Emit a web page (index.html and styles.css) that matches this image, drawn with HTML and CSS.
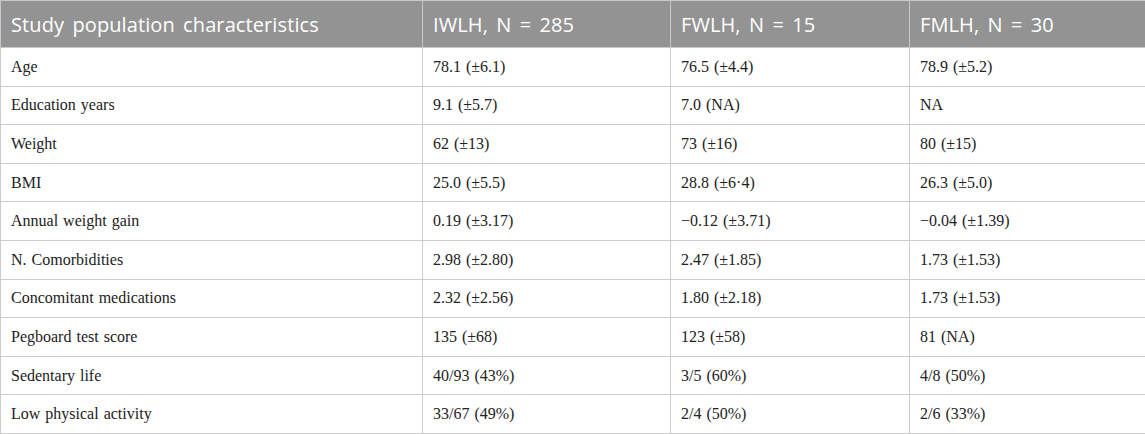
FILE: index.html
```html
<!DOCTYPE html>
<html>
<head>
<meta charset="utf-8">
<link rel="stylesheet" href="styles.css">
</head>
<body>
<table class="data">
  <colgroup>
    <col class="c1"><col class="c2"><col class="c3"><col class="c4">
  </colgroup>
  <thead>
    <tr class="head"><th>Study population characteristics</th><th>IWLH, N = 285</th><th>FWLH, N = 15</th><th>FMLH, N = 30</th></tr>
  </thead>
  <tbody>
    <tr><td>Age</td><td>78.1 (±6.1)</td><td>76.5 (±4.4)</td><td>78.9 (±5.2)</td></tr>
    <tr><td>Education years</td><td>9.1 (±5.7)</td><td>7.0 (NA)</td><td>NA</td></tr>
    <tr><td>Weight</td><td>62 (±13)</td><td>73 (±16)</td><td>80 (±15)</td></tr>
    <tr><td>BMI</td><td>25.0 (±5.5)</td><td>28.8 (±6·4)</td><td>26.3 (±5.0)</td></tr>
    <tr><td>Annual weight gain</td><td>0.19 (±3.17)</td><td>−0.12 (±3.71)</td><td>−0.04 (±1.39)</td></tr>
    <tr><td>N. Comorbidities</td><td>2.98 (±2.80)</td><td>2.47 (±1.85)</td><td>1.73 (±1.53)</td></tr>
    <tr><td>Concomitant medications</td><td>2.32 (±2.56)</td><td>1.80 (±2.18)</td><td>1.73 (±1.53)</td></tr>
    <tr><td>Pegboard test score</td><td>135 (±68)</td><td>123 (±58)</td><td>81 (NA)</td></tr>
    <tr><td>Sedentary life</td><td>40/93 (43%)</td><td>3/5 (60%)</td><td>4/8 (50%)</td></tr>
    <tr><td>Low physical activity</td><td>33/67 (49%)</td><td>2/4 (50%)</td><td>2/6 (33%)</td></tr>
  </tbody>
</table>
</body>
</html>
```

FILE: styles.css
```css
html, body {
  margin: 0;
  padding: 0;
  background: #ffffff;
}
.data {
  width: 1145px;
  border-collapse: collapse;
  table-layout: fixed;
}
.c1 { width: 422px; }
.c2 { width: 248px; }
.c3 { width: 239px; }
.c4 { width: 236px; }
.data tr { height: 38.6px; }
.data tr.head { height: 47px; }
.data th {
  background: #939393;
  color: #ffffff;
  font-family: "Open Sans", "Noto Sans", sans-serif;
  font-weight: 400;
  font-size: 20px;
  text-align: left;
  padding: 0 10px;
  border: 1px solid #c8c8c8;
  letter-spacing: 0.1px;
  word-spacing: 3px;
}
.data td {
  font-family: "Liberation Serif", serif;
  font-size: 16px;
  color: #222222;
  padding: 0 10px;
  border: 1px solid #cccccc;
  word-spacing: 1px;
}
```
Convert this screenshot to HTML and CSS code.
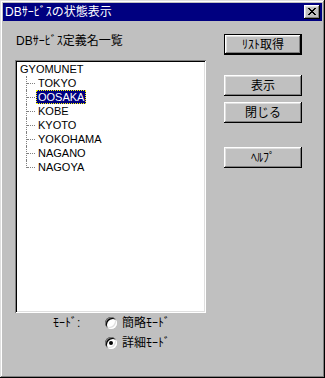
FILE: index.html
```html
<!DOCTYPE html>
<html>
<head>
  <meta charset="UTF-8">
  <title>DBｻｰﾋﾞｽの状態表示</title>
  <link rel="stylesheet" href="styles.css">
</head>
<body>
<div class="window">
  <div class="titlebar">
    <span class="title">DBｻｰﾋﾞｽの状態表示</span>
    <button class="close" type="button">
      <svg width="8" height="7" viewBox="0 0 8 7" shape-rendering="crispEdges">
        <path d="M0 0h2v1H0zM6 0h2v1H6zM1 1h2v1H1zM5 1h2v1H5zM2 2h4v1H2zM3 3h2v1H3zM2 4h4v1H2zM1 5h2v1H1zM5 5h2v1H5zM0 6h2v1H0zM6 6h2v1H6z" fill="#000"/>
      </svg>
    </button>
  </div>

  <div class="body">
    <div class="left">
      <div class="caption">DBｻｰﾋﾞｽ定義名一覧</div>
      <div class="tree">
        <div class="root">GYOMUNET</div>
        <ul class="children">
          <li><span class="item">TOKYO</span></li>
          <li><span class="item selected">OOSAKA</span></li>
          <li><span class="item">KOBE</span></li>
          <li><span class="item">KYOTO</span></li>
          <li><span class="item">YOKOHAMA</span></li>
          <li><span class="item">NAGANO</span></li>
          <li><span class="item">NAGOYA</span></li>
        </ul>
      </div>
      <div class="mode">
        <span class="mode-label">ﾓｰﾄﾞ:</span>
        <div class="radios">
          <label class="radio"><span class="mark"></span>簡略ﾓｰﾄﾞ</label>
          <label class="radio"><span class="mark checked"></span>詳細ﾓｰﾄﾞ</label>
        </div>
      </div>
    </div>

    <div class="buttons">
      <button class="btn default" type="button">ﾘｽﾄ取得</button>
      <button class="btn show" type="button">表示</button>
      <button class="btn close-btn" type="button">閉じる</button>
      <button class="btn help" type="button">ﾍﾙﾌﾟ</button>
    </div>
  </div>
</div>
</body>
</html>
```

FILE: styles.css
```css
html, body {
  margin: 0;
  padding: 0;
}
body {
  background: #c0c0c0;
  font-family: "Liberation Sans", "Noto Sans CJK JP", sans-serif;
  font-size: 12px;
  color: #000;
}
.window {
  width: 325px;
  height: 378px;
  box-sizing: border-box;
  padding: 3px;
  background: #c0c0c0;
  box-shadow: inset -1px -1px #000, inset 1px 1px #dfdfdf,
              inset -2px -2px #808080, inset 2px 2px #fff;
}

/* title bar */
.titlebar {
  height: 18px;
  background: #000080;
  display: flex;
  align-items: center;
  justify-content: space-between;
  padding: 0 2px;
}
.title {
  color: #fff;
  line-height: 14px;
}
.close {
  width: 16px;
  height: 14px;
  padding: 0;
  border: 0;
  background: #c0c0c0;
  display: flex;
  align-items: center;
  justify-content: center;
  box-shadow: inset -1px -1px #000, inset 1px 1px #fff,
              inset -2px -2px #808080, inset 2px 2px #dfdfdf;
}
.close svg {
  display: block;
  margin: 0 1px 1px 0;
}

/* content */
.body {
  display: flex;
  padding: 13px 0 0 12px;
}
.left {
  width: 191px;
}
.caption {
  height: 14px;
  line-height: 14px;
  padding-left: 1px;
  margin-bottom: 12px;
}

/* tree view */
.tree {
  width: 191px;
  height: 253px;
  box-sizing: border-box;
  background: #fff;
  padding: 2px 0 0 5px;
  font-size: 11px;
  line-height: 14px;
  box-shadow: inset 1px 1px #808080, inset -1px -1px #fff,
              inset 2px 2px #000, inset -2px -2px #dfdfdf;
}
.root {
  height: 14px;
}
.children {
  list-style: none;
  margin: 0;
  padding: 0;
}
.children li {
  position: relative;
  height: 14px;
  padding-left: 16px;
}
.children li::before {
  content: "";
  position: absolute;
  left: 7px;
  top: 7px;
  width: 8px;
  border-top: 1px dotted #808080;
}
.children li::after {
  content: "";
  position: absolute;
  left: 6px;
  top: 0;
  height: 14px;
  border-left: 1px dotted #808080;
}
.children li:last-child::after {
  height: 8px;
}
.item {
  display: inline-block;
  height: 14px;
  padding: 0 2px;
  box-sizing: border-box;
}
.item.selected {
  background: #000080;
  color: #fff;
  outline: 1px dotted #ffff00;
  outline-offset: -1px;
}

/* mode radios */
.mode {
  display: flex;
  margin-top: 3px;
  padding-left: 38px;
}
.mode-label {
  width: 52px;
  line-height: 14px;
}
.radios {
  display: flex;
  flex-direction: column;
  gap: 6px;
}
.radio {
  display: flex;
  align-items: center;
  gap: 5px;
  height: 14px;
  line-height: 14px;
  white-space: nowrap;
}
.mark {
  width: 12px;
  height: 12px;
  border-radius: 50%;
  background: #fff;
  display: grid;
  place-items: center;
  box-shadow: inset 1px 1px #808080, inset -1px -1px #fff,
              inset 2px 2px #000, inset -2px -2px #dfdfdf;
}
.mark.checked::after {
  content: "";
  width: 4px;
  height: 4px;
  border-radius: 50%;
  background: #000;
}

/* buttons */
.buttons {
  display: flex;
  flex-direction: column;
  margin-left: 18px;
}
.btn {
  width: 78px;
  height: 21px;
  padding: 0;
  border: 0;
  background: #c0c0c0;
  font: inherit;
  line-height: 14px;
  color: #000;
  box-shadow: inset -1px -1px #000, inset 1px 1px #fff,
              inset -2px -2px #808080, inset 2px 2px #dfdfdf;
}
.btn.default {
  box-shadow: inset 0 0 0 1px #000, inset -2px -2px #000, inset 2px 2px #fff,
              inset -3px -3px #808080, inset 3px 3px #dfdfdf;
}
.btn.show {
  margin-top: 20px;
}
.btn.close-btn {
  margin-top: 6px;
}
.btn.help {
  margin-top: 24px;
}
```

□ □ □ □ □

* [Short task] Tally the lines containing "this". Provide the number without any other words.

* [Exercise output] 2